_Task to complete_: Give back the full listing, character for character, with no pictures.

_Available data_:
──────────
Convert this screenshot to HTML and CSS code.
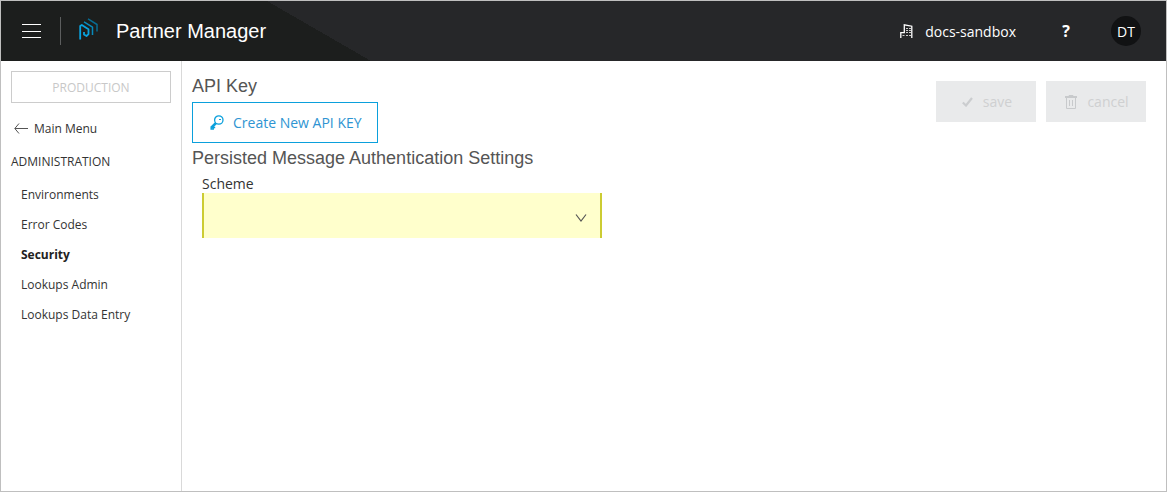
FILE: index.html
```html
<!DOCTYPE html>
<html lang="en">
<head>
<meta charset="utf-8">
<meta name="viewport" content="width=device-width, initial-scale=1">
<title>Partner Manager</title>
<link rel="stylesheet" href="styles.css">
</head>
<body>
<div class="app">
  <header class="topbar">
    <button class="menu-button" type="button" aria-label="Menu">
      <svg width="20" height="16" viewBox="0 0 20 16" fill="none" stroke="#fff"><path d="M0 1.500h19M0 8.500h19M0 14.500h19"/></svg>
    </button>
    <span class="divider"></span>
    <svg class="logo" width="20" height="22" viewBox="0 0 20 22" fill="none" stroke-linejoin="round">
      <path stroke="#09a3e0" stroke-width="1.800" d="M1.200 21.500V8L2.800 7l6.700 4.200v5L7.500 18 5 16.500V14"/>
      <path stroke="#078abc" stroke-width="1.500" d="M5 3.800l8.500 5.400V17"/>
      <path stroke="#086b91" stroke-width="1.500" d="M9 .8l9 5.700v7"/>
    </svg>
    <h1 class="title">Partner Manager</h1>
    <button class="tenant" type="button">
      <svg width="13" height="14" viewBox="0 0 13 14" fill="none" stroke="#fff"><path stroke-width="1.300" d="M.8 14V8.700h3.500V.8l7.500 1.400V14"/><path stroke="#ccc" d="M6 4.500h2m1 0h2M6 6.500h2m1 0h2M6 8.500h2m1 0h2M2.500 11.500h2M6 11.500h2m1 0h2"/></svg>
      <span>docs-sandbox</span>
    </button>
    <button class="help" type="button">?</button>
    <button class="avatar" type="button">DT</button>
  </header>
  <div class="body">
    <nav class="sidebar">
      <button class="environment" type="button" disabled>PRODUCTION</button>
      <a class="back" href="#">
        <svg width="14" height="12" viewBox="0 0 14 12" fill="none" stroke="#555"><path d="M14 5.500H1M5 .5L.8 5.500 5 10.500"/></svg>
        <span>Main Menu</span>
      </a>
      <h2 class="group">ADMINISTRATION</h2>
      <ul class="links">
        <li><a href="#">Environments</a></li>
        <li><a href="#">Error Codes</a></li>
        <li><a class="current" href="#" aria-current="page">Security</a></li>
        <li><a href="#">Lookups Admin</a></li>
        <li><a href="#">Lookups Data Entry</a></li>
      </ul>
    </nav>
    <main class="content">
      <section class="settings">
        <h2 class="heading">API Key</h2>
        <button class="create" type="button">
          <svg width="14" height="15" viewBox="0 0 14 15" fill="none" stroke="#0ba0dc"><circle cx="8.800" cy="5" r="4.200" stroke-width="1.300"/><path stroke-width="2.500" d="M6 8L1.500 12.500"/><path stroke-width="1.500" d="M1.200 11.500V14h2v-1.500h2"/><path d="M9 4.500h2"/></svg>
          <span>Create New API KEY</span>
        </button>
        <h2 class="heading">Persisted Message Authentication Settings</h2>
        <div class="field">
          <label for="scheme">Scheme</label>
          <div class="select-wrap">
            <select id="scheme" required><option value=""></option></select>
            <svg class="chevron" width="12" height="8" viewBox="0 0 12 8" fill="none" stroke="#555" stroke-width="1.200"><path d="M1 .5L6 7l5-6.500"/></svg>
          </div>
        </div>
      </section>
      <div class="actions">
        <button type="button" disabled>
          <svg width="11" height="10" viewBox="0 0 11 10" fill="none" stroke="#cbcdcf" stroke-width="2.200"><path d="M.8 5.500L4 8.500 10 1"/></svg>
          <span>save</span>
        </button>
        <button type="button" disabled>
          <svg width="12" height="14" viewBox="0 0 12 14" fill="none" stroke="#c8cacc"><path d="M0 2.500h12M0 1.500h12M4 1V.5h4V1M1.500 3v10.500h9V3M4.500 5v6M7.500 5v6"/></svg>
          <span>cancel</span>
        </button>
      </div>
    </main>
  </div>
</div>
</body>
</html>
```
FILE: styles.css
```css
* {
  box-sizing: border-box;
}

body {
  margin: 0;
  font-family: "Open Sans", "Noto Sans", sans-serif;
  font-size: 14px;
  color: #333;
  background: #fff;
}

button {
  display: flex;
  align-items: center;
  justify-content: center;
  padding: 0;
  border: 0;
  background: none;
  color: inherit;
  font: inherit;
}

svg {
  flex: none;
}

h1,
h2,
ul {
  margin: 0;
  padding: 0;
  font-weight: 400;
}

a {
  color: inherit;
  text-decoration: none;
}

.app {
  display: flex;
  flex-direction: column;
  min-height: 100vh;
  border: 1px solid #bfbfbf;
}

.topbar {
  display: flex;
  align-items: center;
  height: 60px;
  padding: 0 25px 0 21px;
  color: #fff;
  background: #262729;
  background-image: linear-gradient(to top right, #1c1e1d 50%, transparent 50%), linear-gradient(#1c1e1d, #1c1e1d);
  background-position: 266px 0, 0 0;
  background-size: 104px 60px, 266px 60px;
  background-repeat: no-repeat;
}

.divider {
  width: 1px;
  height: 28px;
  margin: 0 18px;
  background: #5c5e5e;
}

.logo {
  margin-bottom: 4px;
}

.title {
  margin: 0 auto 0 17px;
  font-family: "Liberation Sans", Arial, sans-serif;
  font-size: 20px;
  line-height: 24px;
}

.tenant {
  gap: 12px;
}

.help {
  width: 20px;
  margin: 0 35px 0 40px;
  font-size: 16px;
  font-weight: 700;
}

.avatar {
  width: 30px;
  height: 30px;
  border-radius: 50%;
  background: #111213;
}

.body {
  display: flex;
  flex: 1;
}

.sidebar {
  flex: none;
  width: 181px;
  padding: 10px;
  border-right: 1px solid #d9d9d9;
  font-size: 12px;
  line-height: 16px;
}

.environment {
  width: 100%;
  height: 32px;
  padding-top: 1px;
  border: 1px solid #ccc;
  color: #c8c8c8;
}

.back {
  display: flex;
  align-items: center;
  gap: 6px;
  margin: 18px 0 17px 3px;
}

.group {
  font-size: 12px;
}

.links {
  display: grid;
  gap: 14px;
  margin: 17px 0 0 10px;
  list-style: none;
}

.links a {
  display: block;
}

.current {
  font-weight: 700;
  color: #222;
}

.content {
  display: flex;
  flex: 1;
  justify-content: space-between;
  align-items: flex-start;
  padding: 15px 20px 15px 10px;
}

.heading {
  font-family: "Liberation Sans", Arial, sans-serif;
  font-size: 18px;
  line-height: 20px;
  color: #555;
}

.create {
  gap: 9px;
  height: 41px;
  margin: 6px 0 5px;
  padding: 0 15px 0 17px;
  border: 1px solid #0ba0dc;
  color: #2e94d2;
}

.field {
  width: 400px;
  max-width: 100%;
  margin: 7px 0 0 10px;
}

.field label {
  display: block;
  line-height: 18px;
}

.select-wrap {
  position: relative;
}

.select-wrap select {
  display: block;
  width: 100%;
  height: 45px;
  padding: 0 36px 0 12px;
  appearance: none;
  border: solid #cc3;
  border-width: 0 2px;
  border-radius: 0;
  background: #ffc;
  color: inherit;
  font: inherit;
}

.chevron {
  position: absolute;
  top: 21px;
  right: 15px;
  pointer-events: none;
}

.actions {
  display: flex;
  gap: 10px;
  margin-top: 5px;
}

.actions button {
  gap: 10px;
  width: 100px;
  height: 41px;
  padding-left: 2px;
  background: #e9eaeb;
  color: #cfd0d1;
}
```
──────────
_Written reply_:
Convert this screenshot to HTML and CSS code.
FILE: index.html
```html
<!DOCTYPE html>
<html lang="en">
<head>
<meta charset="utf-8">
<meta name="viewport" content="width=device-width, initial-scale=1">
<title>Partner Manager</title>
<link rel="stylesheet" href="styles.css">
</head>
<body>
<div class="app">
  <header class="topbar">
    <button class="menu-button" type="button" aria-label="Menu">
      <svg width="20" height="16" viewBox="0 0 20 16" fill="none" stroke="#fff"><path d="M0 1.500h19M0 8.500h19M0 14.500h19"/></svg>
    </button>
    <span class="divider"></span>
    <svg class="logo" width="20" height="22" viewBox="0 0 20 22" fill="none" stroke-linejoin="round">
      <path stroke="#09a3e0" stroke-width="1.800" d="M1.200 21.500V8L2.800 7l6.700 4.200v5L7.500 18 5 16.500V14"/>
      <path stroke="#078abc" stroke-width="1.500" d="M5 3.800l8.500 5.400V17"/>
      <path stroke="#086b91" stroke-width="1.500" d="M9 .8l9 5.700v7"/>
    </svg>
    <h1 class="title">Partner Manager</h1>
    <button class="tenant" type="button">
      <svg width="13" height="14" viewBox="0 0 13 14" fill="none" stroke="#fff"><path stroke-width="1.300" d="M.8 14V8.700h3.500V.8l7.500 1.400V14"/><path stroke="#ccc" d="M6 4.500h2m1 0h2M6 6.500h2m1 0h2M6 8.500h2m1 0h2M2.500 11.500h2M6 11.500h2m1 0h2"/></svg>
      <span>docs-sandbox</span>
    </button>
    <button class="help" type="button">?</button>
    <button class="avatar" type="button">DT</button>
  </header>
  <div class="body">
    <nav class="sidebar">
      <button class="environment" type="button" disabled>PRODUCTION</button>
      <a class="back" href="#">
        <svg width="14" height="12" viewBox="0 0 14 12" fill="none" stroke="#555"><path d="M14 5.500H1M5 .5L.8 5.500 5 10.500"/></svg>
        <span>Main Menu</span>
      </a>
      <h2 class="group">ADMINISTRATION</h2>
      <ul class="links">
        <li><a href="#">Environments</a></li>
        <li><a href="#">Error Codes</a></li>
        <li><a class="current" href="#" aria-current="page">Security</a></li>
        <li><a href="#">Lookups Admin</a></li>
        <li><a href="#">Lookups Data Entry</a></li>
      </ul>
    </nav>
    <main class="content">
      <section class="settings">
        <h2 class="heading">API Key</h2>
        <button class="create" type="button">
          <svg width="14" height="15" viewBox="0 0 14 15" fill="none" stroke="#0ba0dc"><circle cx="8.800" cy="5" r="4.200" stroke-width="1.300"/><path stroke-width="2.500" d="M6 8L1.500 12.500"/><path stroke-width="1.500" d="M1.200 11.500V14h2v-1.500h2"/><path d="M9 4.500h2"/></svg>
          <span>Create New API KEY</span>
        </button>
        <h2 class="heading">Persisted Message Authentication Settings</h2>
        <div class="field">
          <label for="scheme">Scheme</label>
          <div class="select-wrap">
            <select id="scheme" required><option value=""></option></select>
            <svg class="chevron" width="12" height="8" viewBox="0 0 12 8" fill="none" stroke="#555" stroke-width="1.200"><path d="M1 .5L6 7l5-6.500"/></svg>
          </div>
        </div>
      </section>
      <div class="actions">
        <button type="button" disabled>
          <svg width="11" height="10" viewBox="0 0 11 10" fill="none" stroke="#cbcdcf" stroke-width="2.200"><path d="M.8 5.500L4 8.500 10 1"/></svg>
          <span>save</span>
        </button>
        <button type="button" disabled>
          <svg width="12" height="14" viewBox="0 0 12 14" fill="none" stroke="#c8cacc"><path d="M0 2.500h12M0 1.500h12M4 1V.5h4V1M1.500 3v10.500h9V3M4.500 5v6M7.500 5v6"/></svg>
          <span>cancel</span>
        </button>
      </div>
    </main>
  </div>
</div>
</body>
</html>
```
FILE: styles.css
```css
* {
  box-sizing: border-box;
}

body {
  margin: 0;
  font-family: "Open Sans", "Noto Sans", sans-serif;
  font-size: 14px;
  color: #333;
  background: #fff;
}

button {
  display: flex;
  align-items: center;
  justify-content: center;
  padding: 0;
  border: 0;
  background: none;
  color: inherit;
  font: inherit;
}

svg {
  flex: none;
}

h1,
h2,
ul {
  margin: 0;
  padding: 0;
  font-weight: 400;
}

a {
  color: inherit;
  text-decoration: none;
}

.app {
  display: flex;
  flex-direction: column;
  min-height: 100vh;
  border: 1px solid #bfbfbf;
}

.topbar {
  display: flex;
  align-items: center;
  height: 60px;
  padding: 0 25px 0 21px;
  color: #fff;
  background: #262729;
  background-image: linear-gradient(to top right, #1c1e1d 50%, transparent 50%), linear-gradient(#1c1e1d, #1c1e1d);
  background-position: 266px 0, 0 0;
  background-size: 104px 60px, 266px 60px;
  background-repeat: no-repeat;
}

.divider {
  width: 1px;
  height: 28px;
  margin: 0 18px;
  background: #5c5e5e;
}

.logo {
  margin-bottom: 4px;
}

.title {
  margin: 0 auto 0 17px;
  font-family: "Liberation Sans", Arial, sans-serif;
  font-size: 20px;
  line-height: 24px;
}

.tenant {
  gap: 12px;
}

.help {
  width: 20px;
  margin: 0 35px 0 40px;
  font-size: 16px;
  font-weight: 700;
}

.avatar {
  width: 30px;
  height: 30px;
  border-radius: 50%;
  background: #111213;
}

.body {
  display: flex;
  flex: 1;
}

.sidebar {
  flex: none;
  width: 181px;
  padding: 10px;
  border-right: 1px solid #d9d9d9;
  font-size: 12px;
  line-height: 16px;
}

.environment {
  width: 100%;
  height: 32px;
  padding-top: 1px;
  border: 1px solid #ccc;
  color: #c8c8c8;
}

.back {
  display: flex;
  align-items: center;
  gap: 6px;
  margin: 18px 0 17px 3px;
}

.group {
  font-size: 12px;
}

.links {
  display: grid;
  gap: 14px;
  margin: 17px 0 0 10px;
  list-style: none;
}

.links a {
  display: block;
}

.current {
  font-weight: 700;
  color: #222;
}

.content {
  display: flex;
  flex: 1;
  justify-content: space-between;
  align-items: flex-start;
  padding: 15px 20px 15px 10px;
}

.heading {
  font-family: "Liberation Sans", Arial, sans-serif;
  font-size: 18px;
  line-height: 20px;
  color: #555;
}

.create {
  gap: 9px;
  height: 41px;
  margin: 6px 0 5px;
  padding: 0 15px 0 17px;
  border: 1px solid #0ba0dc;
  color: #2e94d2;
}

.field {
  width: 400px;
  max-width: 100%;
  margin: 7px 0 0 10px;
}

.field label {
  display: block;
  line-height: 18px;
}

.select-wrap {
  position: relative;
}

.select-wrap select {
  display: block;
  width: 100%;
  height: 45px;
  padding: 0 36px 0 12px;
  appearance: none;
  border: solid #cc3;
  border-width: 0 2px;
  border-radius: 0;
  background: #ffc;
  color: inherit;
  font: inherit;
}

.chevron {
  position: absolute;
  top: 21px;
  right: 15px;
  pointer-events: none;
}

.actions {
  display: flex;
  gap: 10px;
  margin-top: 5px;
}

.actions button {
  gap: 10px;
  width: 100px;
  height: 41px;
  padding-left: 2px;
  background: #e9eaeb;
  color: #cfd0d1;
}
```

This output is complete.